Ltd. v. Kenford Co., Inc., 60 A.D.2d 96, 400 N.Y.S.2d 263 (4th Dept.1977). But
cf., Paragon Industries, Inc. v. Williams, 122 Misc.2d 628, 473 N.Y.S.2d 92
(N.Y.App.Term 2d Dept.1983) (involving residential lease). Therefore, this
Court in good faith cannot conclude that Bond Street must mitigate its damages
under New York law.
TJX's Status as Surety and Entitlement to Defense of Federal Law Calculation of
Damages.
[3] Finally, TJX argues that this Court's decision that it is not a surety for
*37 Ames' performance under the leaseshould be reconsidered. However, even
assuming that TJX is a surety, the particular defense claimed is not available
to TJX because it is personal to Ames.
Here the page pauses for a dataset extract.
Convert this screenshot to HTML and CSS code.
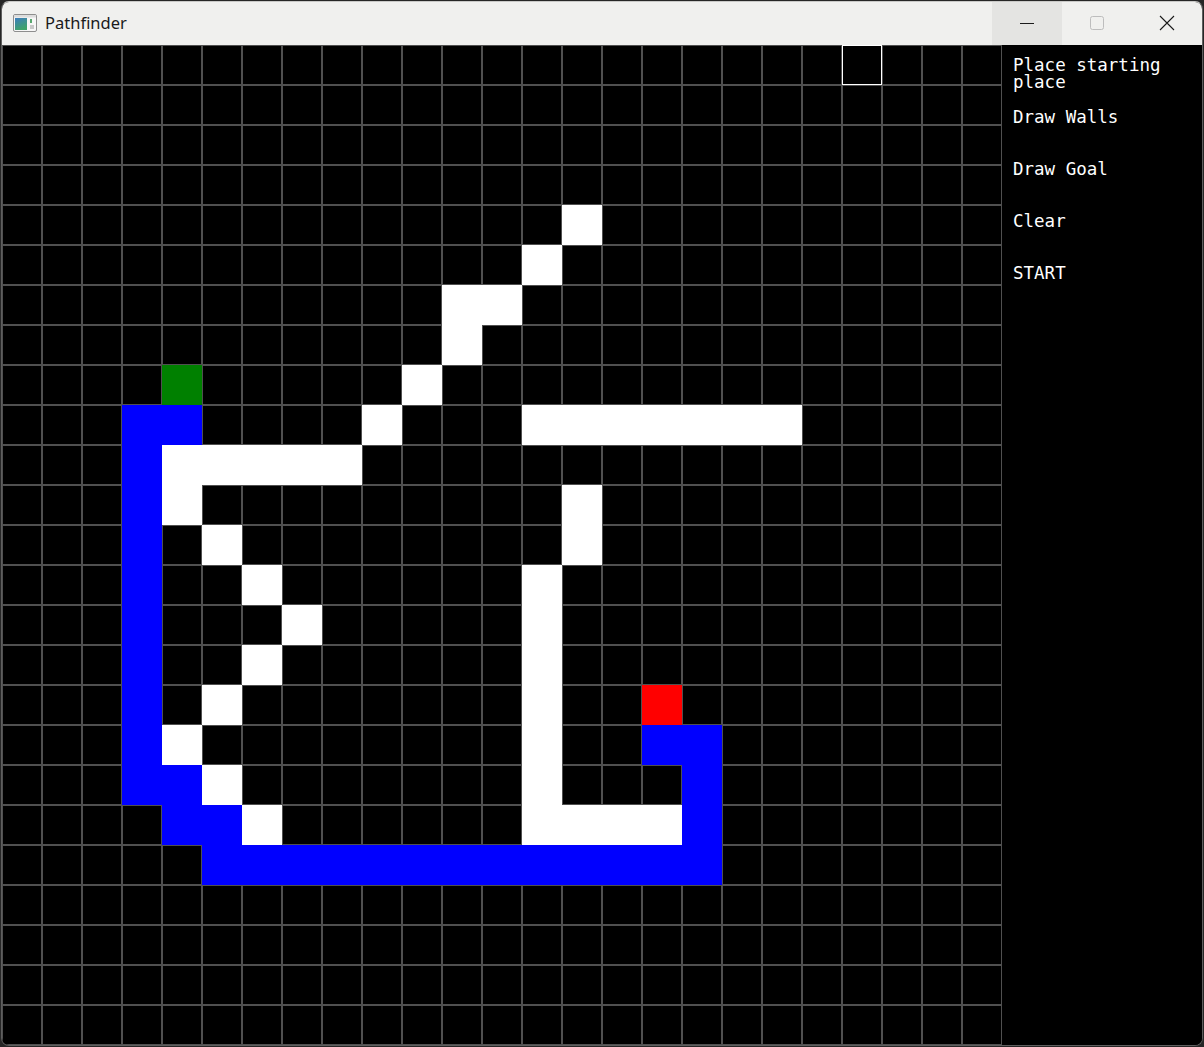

TJX has cited no case for its proposed
standard for determining when a defense should be considered "personal" to an
obligor. This Court finds that Ames' ability to utilize a federal calculation
of damages is solely a consequence of its reorganization proceeding, thereby
rendering this defense as personal to Ames as other bankruptcy-related defenses.
See, e.g., Aaron v. Bankers & Shippers Ins. Co., 475 So.2d 379 (La.Ct.App.1985)
(surety prohibited from using automatic stay as defense because it is personal
to debtor/principal); American Oil Co. v. Valenti, 179 Conn. 349, 426 A.2d 305
(1979) (bankruptcy discharge is a personal defense unavailable to surety).
The foregoing constitutes findings of fact and conclusions of law pursuant to
F.R.Bky.P. 7052.
An appropriate order shall issue.
ORDER
In accordance with a Memorandum of Decision executed on even date herewith, and
upon reconsideration of this Court's previously-entered order dated January 12,
1993, granting partial summary judgment to Bond Street Associates Ltd. (the
"January 12, 1993 Order"), it is hereby
ORDERED that the January 12, 1993 Order is hereby vacated, and it is further
ORDERED that summary judgment shall be denied, consistent with the accompanying
Memorandum of Decision, on the basis that there exist genuine issues of material
fact, and it is further
ORDERED that the parties shall be responsible for scheduling a telephonic final
pretrial conference in order to establish a trial date.